Anyway, we won the local elections, regaining control of Oxford City Council.  This turns out to have been somewhat unusual so will require a bit of explanation.  Suffice it for now to say that by virtue of hard work we got in between the media and the people, with the right candidates and the right policies (within the limits set by local government).  Ultimately electoral success depends on being there on the doorstep, which depends on enthusing the activists, which depends on having the politics to enthuse them with.  It’s grassroots politics, something socialists, of all persuasions, are well-placed to do: Dave Nellist, for example, is an old master.  And those local Labour campaigns with the best results on 1st May were the ones with the highest contact rates.
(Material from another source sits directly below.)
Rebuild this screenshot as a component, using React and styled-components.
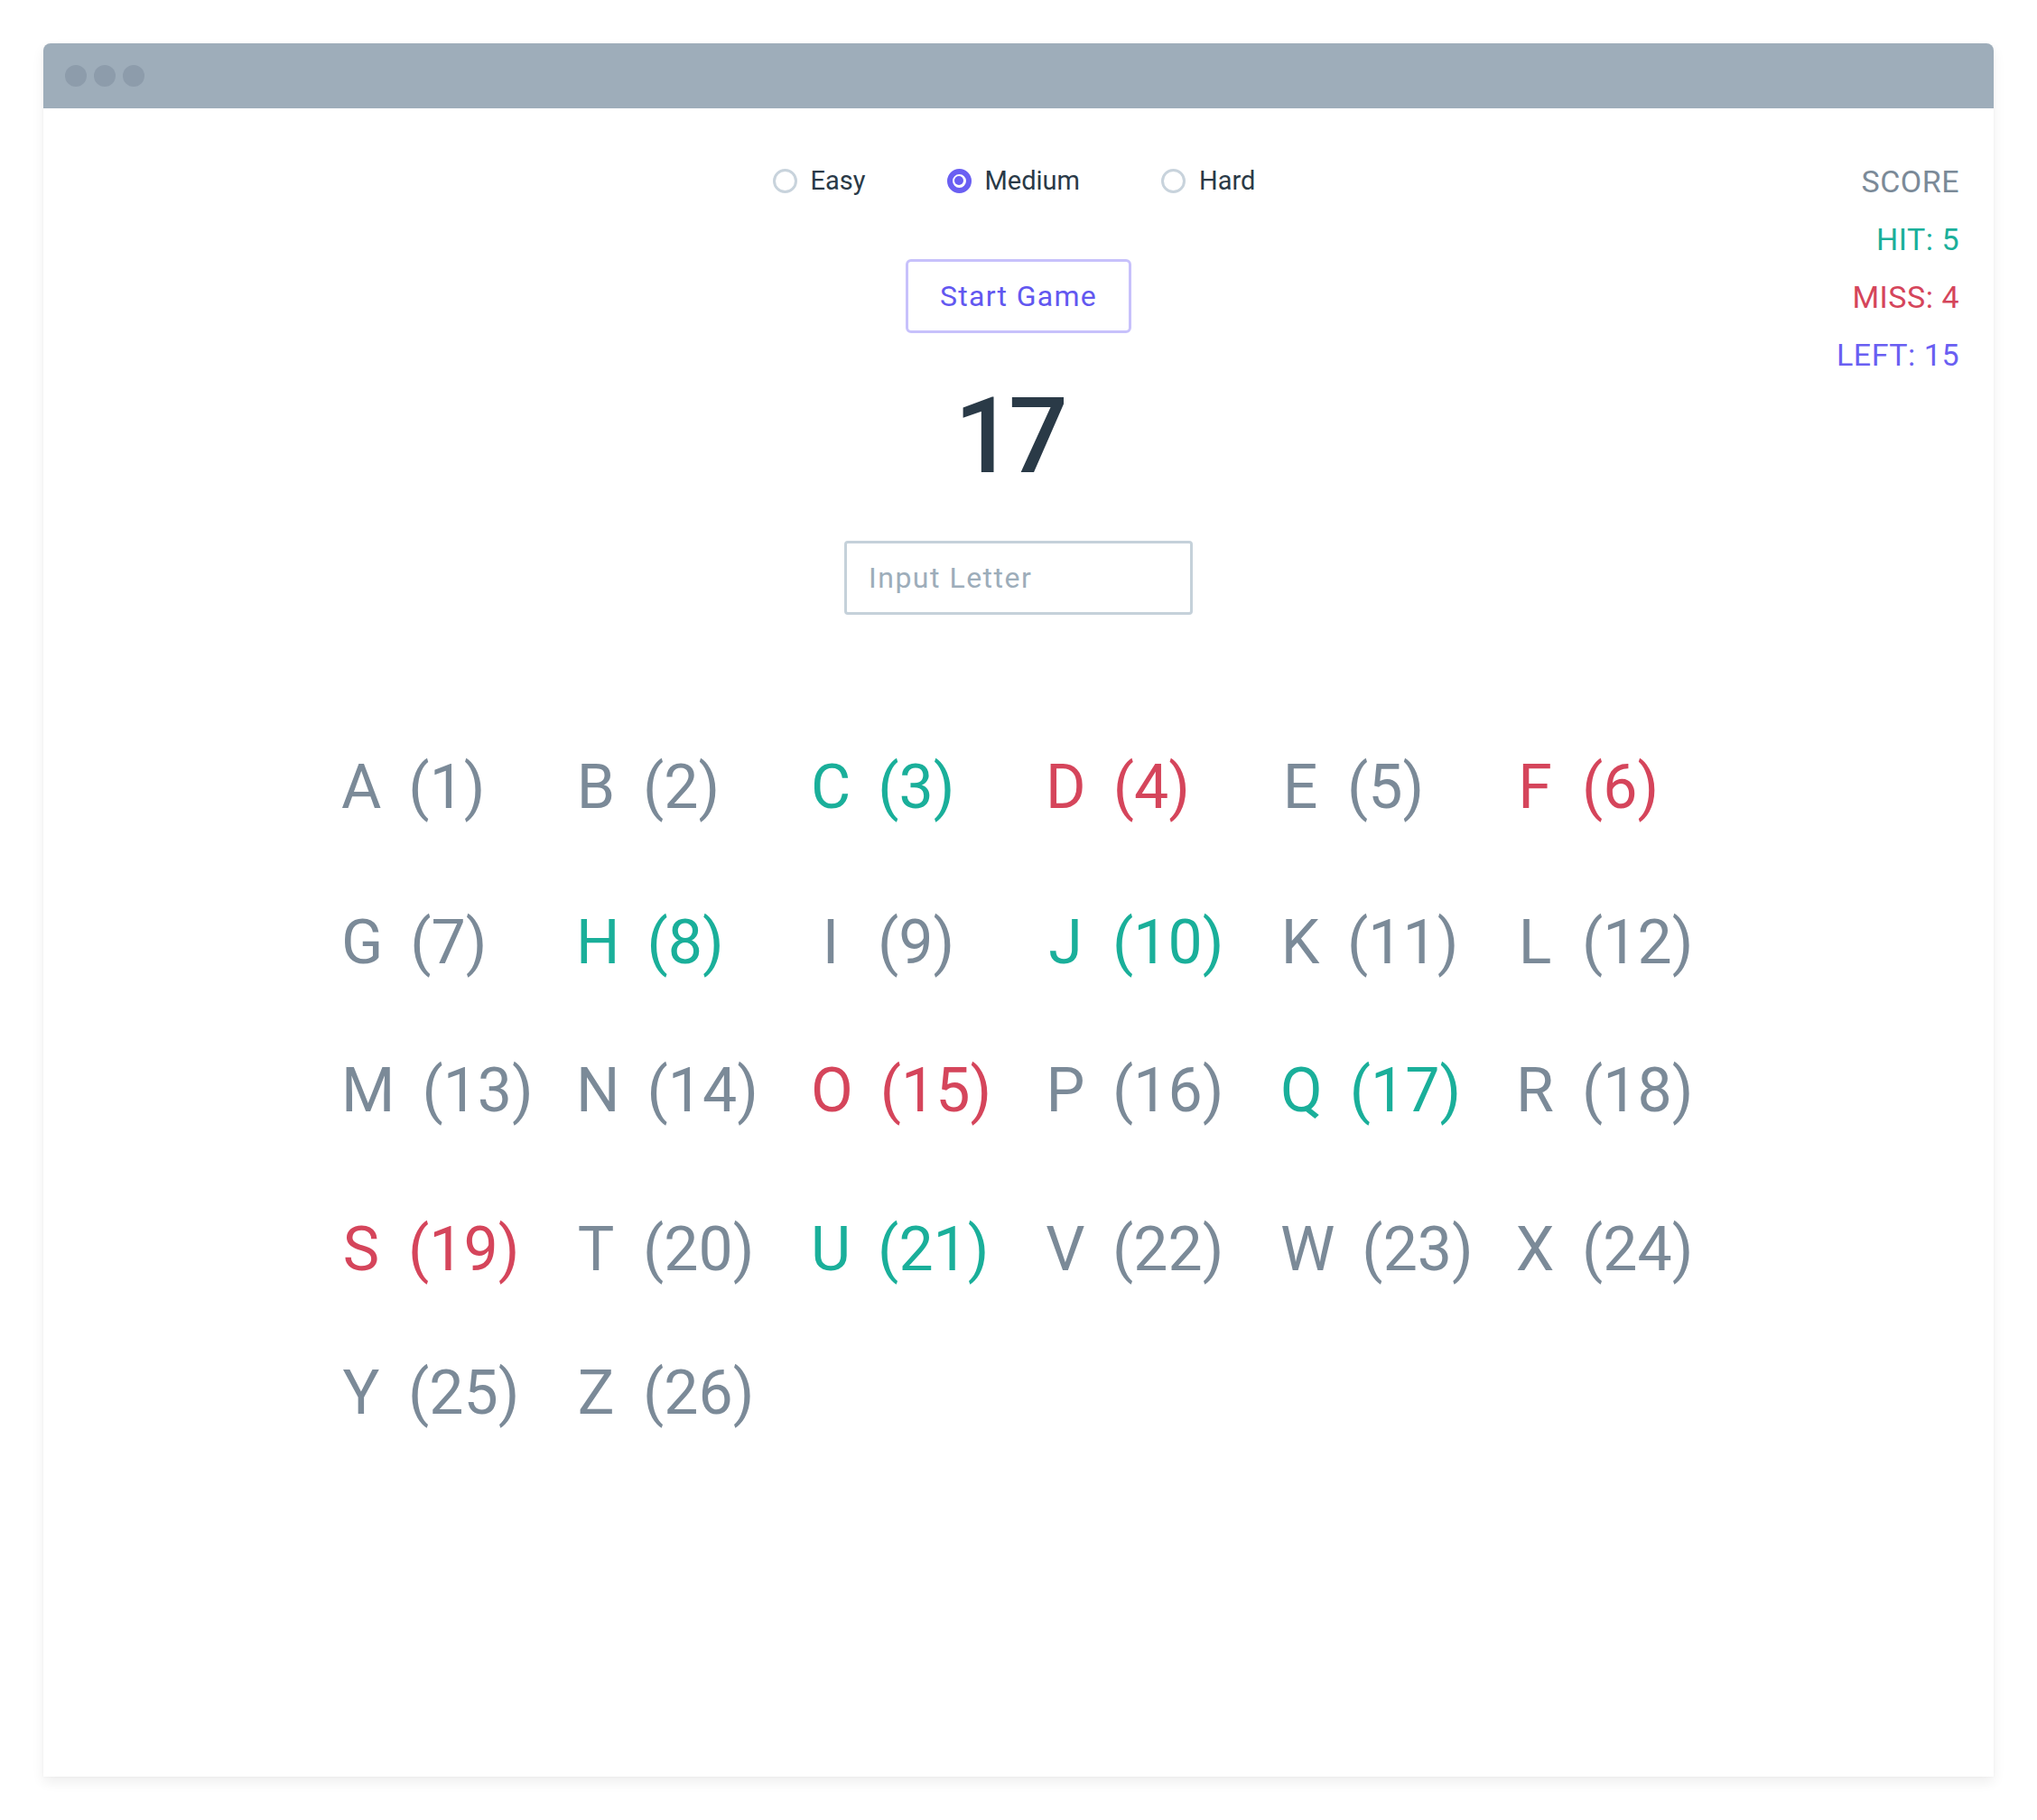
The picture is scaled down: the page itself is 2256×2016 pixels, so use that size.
import React from 'react';
import styled, { createGlobalStyle } from 'styled-components';

const GlobalStyle = createGlobalStyle`
  html, body {
    margin: 0;
    padding: 0;
    background: #ffffff;
  }
  body {
    font-family: Roboto, "Liberation Sans", Arial, sans-serif;
  }
  * {
    box-sizing: border-box;
  }
`;

const COLORS = {
  gray: '#7b8a98',
  hit: '#1aaf9a',
  miss: '#d5455b',
  left: '#6a5ff2',
  dark: '#2a3a47',
};

const LETTERS = 'ABCDEFGHIJKLMNOPQRSTUVWXYZ'.split('');
const HITS = ['C', 'H', 'J', 'Q', 'U'];
const MISSES = ['D', 'F', 'O', 'S'];

const Page = styled.div`
  padding: 48px;
`;

const Window = styled.div`
  width: 2160px;
  height: 1920px;
  background: #ffffff;
  border-radius: 8px 8px 0 0;
  box-shadow: 0 6px 14px rgba(0, 0, 0, 0.07), 0 0 3px rgba(0, 0, 0, 0.04);
  display: flex;
  flex-direction: column;
`;

const TitleBar = styled.div`
  height: 72px;
  background: #9eadba;
  border-radius: 8px 8px 0 0;
  display: flex;
  align-items: center;
  gap: 8px;
  padding-left: 24px;
`;

const Dot = styled.span`
  width: 24px;
  height: 24px;
  border-radius: 50%;
  background: #8d9cab;
`;

const Body = styled.div`
  flex: 1;
  display: flex;
  flex-direction: column;
`;

const TopArea = styled.div`
  display: grid;
  grid-template-columns: 1fr auto 1fr;
  align-items: start;
`;

const Controls = styled.div`
  display: flex;
  flex-direction: column;
  align-items: center;
  padding-top: 62px;
`;

const RadioGroup = styled.div`
  display: flex;
  align-items: center;
  gap: 90px;
  height: 36px;
  margin-right: 10px;
`;

const RadioOption = styled.label`
  display: flex;
  align-items: center;
  gap: 15px;
  font-size: 29px;
  line-height: 36px;
  color: ${COLORS.dark};
  cursor: pointer;
`;

const RadioMark = styled.span`
  position: relative;
  width: 27px;
  height: 27px;
  border-radius: 50%;
  border: ${(p) => (p.$checked ? `6px solid ${COLORS.left}` : '3px solid #c8d3dc')};
  background: #ffffff;

  &::after {
    content: '';
    display: ${(p) => (p.$checked ? 'block' : 'none')};
    position: absolute;
    left: 50%;
    top: 50%;
    width: 10px;
    height: 10px;
    margin: -5px 0 0 -5px;
    border-radius: 50%;
    background: ${COLORS.left};
  }
`;

const StartButton = styled.button`
  margin-top: 69px;
  width: 250px;
  height: 82px;
  border: 3px solid #c7c1fb;
  border-radius: 6px;
  background: #ffffff;
  color: #6257f0;
  font-family: inherit;
  font-size: 32px;
  letter-spacing: 1.3px;
  cursor: pointer;
`;

const Target = styled.div`
  margin-top: 56px;
  margin-right: 22px;
  font-size: 116px;
  font-weight: 500;
  line-height: 116px;
  height: 116px;
  color: ${COLORS.dark};
  letter-spacing: -6px;
`;

const LetterInput = styled.input`
  margin-top: 58px;
  width: 386px;
  height: 82px;
  border: 3px solid #c5d1da;
  border-radius: 4px;
  padding: 0 24px;
  font-family: inherit;
  font-size: 32px;
  letter-spacing: 1.5px;
  color: ${COLORS.dark};
  outline: none;

  &::placeholder {
    color: #9dadba;
  }
`;

const Score = styled.div`
  justify-self: end;
  padding: 49px 38px 0 0;
  display: flex;
  flex-direction: column;
  align-items: flex-end;
`;

const ScoreLine = styled.div`
  font-size: 34px;
  line-height: 64px;
  color: ${(p) => p.$color};
  letter-spacing: 0.5px;
`;

const LetterGrid = styled.div`
  margin-top: 157px;
  padding-left: 330px;
  display: grid;
  grid-template-columns: repeat(6, 260px);
  grid-template-rows: 172px 164px 176px 159px auto;
`;

const Cell = styled.div`
  display: flex;
  align-items: baseline;
  font-size: 68px;
  line-height: 68px;
  color: ${(p) => p.$color};
  white-space: nowrap;
`;

const Letter = styled.span`
  display: inline-block;
  min-width: 44px;
  text-align: center;
`;

const Code = styled.span`
  margin-left: 30px;
`;

const letterColor = (l) => {
  if (HITS.includes(l)) return COLORS.hit;
  if (MISSES.includes(l)) return COLORS.miss;
  return COLORS.gray;
};

const levels = ['Easy', 'Medium', 'Hard'];

const App = () => {
  const [level, setLevel] = React.useState('Medium');

  return (
    <Page>
      <GlobalStyle />
      <Window>
        <TitleBar>
          <Dot />
          <Dot />
          <Dot />
        </TitleBar>
        <Body>
          <TopArea>
            <div />
            <Controls>
              <RadioGroup>
                {levels.map((l) => (
                  <RadioOption key={l} onClick={() => setLevel(l)}>
                    <RadioMark $checked={level === l} />
                    {l}
                  </RadioOption>
                ))}
              </RadioGroup>
              <StartButton>Start Game</StartButton>
              <Target>17</Target>
              <LetterInput placeholder="Input Letter" />
            </Controls>
            <Score>
              <ScoreLine $color={COLORS.gray}>SCORE</ScoreLine>
              <ScoreLine $color={COLORS.hit}>HIT: 5</ScoreLine>
              <ScoreLine $color={COLORS.miss}>MISS: 4</ScoreLine>
              <ScoreLine $color={COLORS.left}>LEFT: 15</ScoreLine>
            </Score>
          </TopArea>

          <LetterGrid>
            {LETTERS.map((l, i) => (
              <Cell key={l} $color={letterColor(l)}>
                <Letter>{l}</Letter>
                <Code>({i + 1})</Code>
              </Cell>
            ))}
          </LetterGrid>
        </Body>
      </Window>
    </Page>
  );
};

export default App;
This sounds like I’m advocating a radical change in direction for both the Labour Party and generally for the labour movement in politics.  In an ideal world, it shouldn’t sound like that, and there are lots of councillors, activists and even a few MPs who really don’t need to be taught how to suck eggs.  But yes I am saying Labour needs to turn about (though I’m not advocating joining the Socialist Party!)  It is time that the organisers and policy wonks, the talkers and debate attenders, realised that the labour movement link is what makes the Labour Party both distinctive and a viable party of government.  We cannot survive as the Liberal Party, or some approximation of it with closer trade union support.  Labour gains its support from being the party of the working class.  If its government keeps on slowly poisoning the grassroots the Party will wither and die.

What is surely evident from the election results aross the country is that “New Labour”, long dead as a coherent ideology, has just breathed its last as a viable electoral project.  There are those who say – and they are the same kind of people who have been saying it for decades – that grassroots democratic socialism cannot win elections.  Now with such a weight of Fabians and Kinnockites and ex-SDPers against me, even if none of them ever won an election, who am I to say that it can?  I can assert, though, with complete confidence, that right now nothing else can.